Load balance of cloud platform (the number of jobs = 500)

Fig. 7.
figure 7

Load balance of cloud platform (the number of jobs = 1500)

Fig. 8.
figure 8

Load balance of cloud platform (the number of jobs = 2500)

From the above two aspects, we can get a conclusion that the proposed resource scheduling algorithm IPC can decrease the overall job completion time and has better load balancing than the other algorithm.

4 Conclusions

In this paper, we deeply study the resource schedule algorithms for VMs, and propose an improved potential capacity (IPC) based resource schedule algorithm. The algorithm comprehensively considers the overall job completion time and system load balancing, and uses the IPC to dynamically compute the resource remaining capacities of VMs, so it can avoid the inexact matching between the jobs and the server resources, and greatly reduce the job deployment time and improve the load balancing of the system.

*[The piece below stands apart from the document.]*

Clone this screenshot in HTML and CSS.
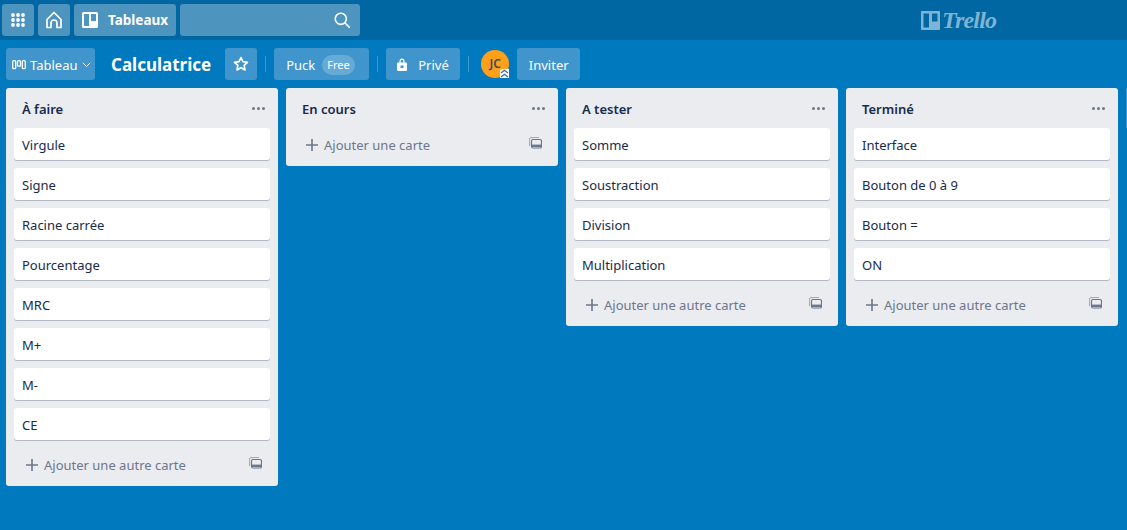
FILE: index.html
```html
<!DOCTYPE html>
<html lang="fr">
<head>
    <meta charset="UTF-8">
    <meta name="viewport" content="width=device-width, initial-scale=1.0">
    <title>Calculatrice | Trello</title>
    <link rel="stylesheet" href="styles.css">
</head>
<body>
    <header class="topbar">
        <div class="btn top-btn square">
            <svg width="16" height="16" viewBox="0 0 16 16" fill="#fff"><circle cx="3" cy="3" r="1.9"/><circle cx="8" cy="3" r="1.9"/><circle cx="13" cy="3" r="1.9"/><circle cx="3" cy="8" r="1.9"/><circle cx="8" cy="8" r="1.9"/><circle cx="13" cy="8" r="1.9"/><circle cx="3" cy="13" r="1.9"/><circle cx="8" cy="13" r="1.9"/><circle cx="13" cy="13" r="1.9"/></svg>
        </div>
        <div class="btn top-btn square">
            <svg width="16" height="18" viewBox="0 0 16 18" fill="none" stroke="#fff" stroke-width="1.700" stroke-linejoin="round"><path d="M1 8.500 8 1.500l7 7v8h-4v-4.500a3 3 0 0 0-6 0v4.500H1z"/></svg>
        </div>
        <div class="btn top-btn boards-btn">
            <svg width="16" height="16" viewBox="0 0 16 16"><path fill="#fff" fill-rule="evenodd" d="M1.500 0h13A1.500 1.500 0 0 1 16 1.500v13a1.500 1.500 0 0 1-1.500 1.500h-13A1.500 1.500 0 0 1 0 14.500v-13A1.500 1.500 0 0 1 1.500 0zM2 2v12h5V2zm7 0v7h5V2z"/></svg>
            <span>Tableaux</span>
        </div>
        <div class="btn top-btn search">
            <svg width="16" height="16" viewBox="0 0 16 16" fill="none" stroke="#fff" stroke-width="1.600"><circle cx="6.800" cy="6.800" r="5.600"/><path d="m11 11 4.500 4.500" stroke-linecap="round"/></svg>
        </div>
        <div class="logo">
            <svg width="19" height="19" viewBox="0 0 19 19"><path fill="#7fb3d3" fill-rule="evenodd" d="M1 0h17a1 1 0 0 1 1 1v17a1 1 0 0 1-1 1H1a1 1 0 0 1-1-1V1a1 1 0 0 1 1-1zm1.500 2.500v14h5.500v-14zm8.500 0v8h5.500v-8z"/></svg>
            <span class="logo-text">Trello</span>
        </div>
    </header>

    <div class="board-header">
        <div class="btn head-btn view-btn">
            <svg width="14" height="10" viewBox="0 0 14 10" fill="none" stroke="#fff" stroke-width="1.300"><rect x="0.700" y="0.700" width="3" height="8" rx="1"/><rect x="5.500" y="0.700" width="3" height="5.500" rx="1"/><rect x="10.300" y="0.700" width="3" height="8" rx="1"/></svg>
            <span>Tableau</span>
            <svg width="9" height="6" viewBox="0 0 9 6" fill="none" stroke="#fff"><path d="m.8.800 3.700 3.700L8.200.8"/></svg>
        </div>
        <h1 class="board-title">Calculatrice</h1>
        <div class="btn head-btn star-btn">
            <svg width="16" height="16" viewBox="0 0 16 16" fill="none" stroke="#fff" stroke-width="1.700" stroke-linejoin="round"><path d="m8 1.600 1.950 4.100 4.500.6-3.300 3.100.85 4.500L8 11.700l-4 2.200.85-4.500-3.300-3.100 4.500-.6z"/></svg>
        </div>
        <span class="divider"></span>
        <div class="btn head-btn team-btn">
            <span>Puck</span>
            <span class="pill">Free</span>
        </div>
        <span class="divider"></span>
        <div class="btn head-btn private-btn">
            <svg width="10" height="13" viewBox="0 0 10 13"><path fill="#fff" fill-rule="evenodd" d="M2.500 4.500V3a2.500 2.500 0 0 1 5 0v1.500H9a1 1 0 0 1 1 1V12a1 1 0 0 1-1 1H1a1 1 0 0 1-1-1V5.500a1 1 0 0 1 1-1zm1.200 0h2.600V3a1.300 1.300 0 0 0-2.600 0zM3.500 7.500v2.500h3V7.500z"/></svg>
            <span>Privé</span>
        </div>
        <span class="divider"></span>
        <div class="avatar">
            <span>JC</span>
            <span class="avatar-badge">
                <svg width="9" height="9" viewBox="0 0 9 9" fill="none" stroke="#3f5fae" stroke-width="1.200"><path d="M1 4 4.500 1.200 8 4M1 8l3.500-2.800L8 8"/></svg>
            </span>
        </div>
        <div class="btn head-btn invite-btn">Inviter</div>
    </div>

    <main class="board">
        <section class="list">
            <div class="list-head"><h2>À faire</h2><span class="dots"><i></i><i></i><i></i></span></div>
            <div class="card">Virgule</div>
            <div class="card">Signe</div>
            <div class="card">Racine carrée</div>
            <div class="card">Pourcentage</div>
            <div class="card">MRC</div>
            <div class="card">M+</div>
            <div class="card">M-</div>
            <div class="card">CE</div>
            <div class="list-foot">
                <svg class="plus" width="12" height="12" viewBox="0 0 12 12"><path fill="#6b778c" d="M5.200 0h1.600v5.200H12v1.600H6.800V12H5.200V6.800H0V5.200h5.200z"/></svg>
                <span>Ajouter une autre carte</span>
                <svg class="tpl" width="13" height="12" viewBox="0 0 13 12" fill="none" stroke="#6b778c"><path d="M.6 9V1.600a1 1 0 0 1 1-1h8.500" opacity="0.600"/><rect x="2.500" y="2.500" width="10" height="8.500" rx="1.500" stroke-width="1.200"/><path d="M3 8.800h9" stroke-width="2.400"/></svg>
            </div>
        </section>

        <section class="list">
            <div class="list-head"><h2>En cours</h2><span class="dots"><i></i><i></i><i></i></span></div>
            <div class="list-foot">
                <svg class="plus" width="12" height="12" viewBox="0 0 12 12"><path fill="#6b778c" d="M5.200 0h1.600v5.200H12v1.600H6.800V12H5.200V6.800H0V5.200h5.200z"/></svg>
                <span>Ajouter une carte</span>
                <svg class="tpl" width="13" height="12" viewBox="0 0 13 12" fill="none" stroke="#6b778c"><path d="M.6 9V1.600a1 1 0 0 1 1-1h8.500" opacity="0.600"/><rect x="2.500" y="2.500" width="10" height="8.500" rx="1.500" stroke-width="1.200"/><path d="M3 8.800h9" stroke-width="2.400"/></svg>
            </div>
        </section>

        <section class="list">
            <div class="list-head"><h2>A tester</h2><span class="dots"><i></i><i></i><i></i></span></div>
            <div class="card">Somme</div>
            <div class="card">Soustraction</div>
            <div class="card">Division</div>
            <div class="card">Multiplication</div>
            <div class="list-foot">
                <svg class="plus" width="12" height="12" viewBox="0 0 12 12"><path fill="#6b778c" d="M5.200 0h1.600v5.200H12v1.600H6.800V12H5.200V6.800H0V5.200h5.200z"/></svg>
                <span>Ajouter une autre carte</span>
                <svg class="tpl" width="13" height="12" viewBox="0 0 13 12" fill="none" stroke="#6b778c"><path d="M.6 9V1.600a1 1 0 0 1 1-1h8.500" opacity="0.600"/><rect x="2.500" y="2.500" width="10" height="8.500" rx="1.500" stroke-width="1.200"/><path d="M3 8.800h9" stroke-width="2.400"/></svg>
            </div>
        </section>

        <section class="list">
            <div class="list-head"><h2>Terminé</h2><span class="dots"><i></i><i></i><i></i></span></div>
            <div class="card">Interface</div>
            <div class="card">Bouton de 0 à 9</div>
            <div class="card">Bouton =</div>
            <div class="card">ON</div>
            <div class="list-foot">
                <svg class="plus" width="12" height="12" viewBox="0 0 12 12"><path fill="#6b778c" d="M5.200 0h1.600v5.200H12v1.600H6.800V12H5.200V6.800H0V5.200h5.200z"/></svg>
                <span>Ajouter une autre carte</span>
                <svg class="tpl" width="13" height="12" viewBox="0 0 13 12" fill="none" stroke="#6b778c"><path d="M.6 9V1.600a1 1 0 0 1 1-1h8.500" opacity="0.600"/><rect x="2.500" y="2.500" width="10" height="8.500" rx="1.500" stroke-width="1.200"/><path d="M3 8.800h9" stroke-width="2.400"/></svg>
            </div>
        </section>

        <div class="add-list"></div>
    </main>
</body>
</html>
```

FILE: styles.css
```css
html, body {
    height: 100%;
}
body {
    margin: 0;
    overflow: hidden;
    background-color: #0079bf;
    color: #172b4d;
    font-family: "Noto Sans", "Open Sans", sans-serif;
    font-size: 13px;
    line-height: 20px;
}
.btn {
    display: flex;
    align-items: center;
    border-radius: 3px;
    color: #fff;
}

/* top bar */
.topbar {
    display: flex;
    gap: 4px;
    height: 40px;
    padding: 4px 2px;
    box-sizing: border-box;
    background-color: #0067a3;
}
.top-btn {
    height: 32px;
    background-color: #4d95bf;
}
.square {
    flex: none;
    width: 32px;
    justify-content: center;
}
.boards-btn {
    width: 102px;
    padding-left: 8px;
    box-sizing: border-box;
    gap: 10px;
    font-size: 13.500px;
    font-weight: 700;
}
.search {
    width: 180px;
    justify-content: flex-end;
    padding-right: 10px;
    box-sizing: border-box;
}
.logo {
    display: flex;
    align-items: center;
    gap: 2px;
    margin-left: 557px;
}
.logo-text {
    color: #7fb3d3;
    font-family: "Liberation Serif", serif;
    font-style: italic;
    font-weight: 700;
    font-size: 24px;
    letter-spacing: -0.8px;
}

/* board header */
.board-header {
    display: flex;
    align-items: center;
    height: 32px;
    padding: 8px 6px;
}
.head-btn {
    height: 32px;
    box-sizing: border-box;
    padding-top: 1px;
    background-color: #4095cc;
}
.view-btn {
    width: 89px;
    padding-left: 6px;
    gap: 4px;
}
.board-title {
    margin: 0 14px 0 16px;
    color: #fff;
    font-size: 17px;
    font-weight: 700;
    line-height: 32px;
    padding-top: 1px;
}
.star-btn {
    width: 32px;
    padding-top: 0;
    justify-content: center;
}
.divider {
    width: 1px;
    height: 16px;
    margin: 0 8px;
    background-color: #3f99d0;
}
.team-btn {
    width: 95px;
    padding-left: 12px;
    gap: 7px;
}
.pill {
    padding: 0 5px;
    border-radius: 10px;
    background-color: #66aad6;
    font-size: 11px;
}
.private-btn {
    width: 74px;
    padding-left: 11px;
    gap: 11px;
}
.avatar {
    position: relative;
    display: flex;
    align-items: center;
    justify-content: center;
    width: 28px;
    height: 28px;
    margin: 0 8px 0 4px;
    border-radius: 50%;
    background-color: #ff9f1a;
    color: #3d4a5c;
    font-size: 12px;
    font-weight: 600;
}
.avatar-badge {
    position: absolute;
    right: 0;
    bottom: 0;
    display: flex;
    width: 9px;
    height: 9px;
    background-color: #fff;
    border-radius: 2px 0 0 0;
}
.invite-btn {
    width: 63px;
    justify-content: center;
}

/* lists */
.board {
    display: flex;
    align-items: flex-start;
    gap: 8px;
    padding-left: 6px;
}
.list {
    flex: none;
    width: 272px;
    padding: 0 8px;
    box-sizing: border-box;
    background-color: #ebecf0;
    border-radius: 3px;
}
.list-head {
    display: flex;
    align-items: center;
    justify-content: space-between;
    height: 40px;
    padding: 0 5px 0 8px;
}
.list-head h2 {
    margin: 0;
    padding-top: 2px;
    font-size: 13px;
    font-weight: 600;
    line-height: 20px;
}
.dots {
    display: flex;
    gap: 2px;
}
.dots i {
    width: 3px;
    height: 3px;
    border-radius: 50%;
    background-color: #6b778c;
}
.card {
    height: 32px;
    margin-bottom: 8px;
    padding: 7px 8px 0;
    box-sizing: border-box;
    background-color: #fff;
    border-radius: 3px;
    box-shadow: 0 1px 0 rgba(9, 30, 66, 0.25);
}
.list-foot {
    display: flex;
    align-items: center;
    height: 38px;
    margin-top: -2px;
    margin-bottom: 2px;
    padding-left: 12px;
    color: #6b778c;
}
.plus {
    margin-right: 6px;
}
.tpl {
    margin-left: auto;
    margin-right: 8px;
    margin-top: -4px;
}
.add-list {
    flex: 1;
    min-width: 0;
    height: 40px;
    background-color: rgba(255, 255, 255, 0.24);
    border-radius: 3px;
}
```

The algorithm is compared with the greedy algorithm and the polling strategy based on CloudSim simulation software, the experimental results show that the proposed algorithm has a better performance in reducing overall job completion time and improving the load balance of cloud platform. Next we will further improve the performance of the proposed algorithm and apply it to real cloud systems for further test.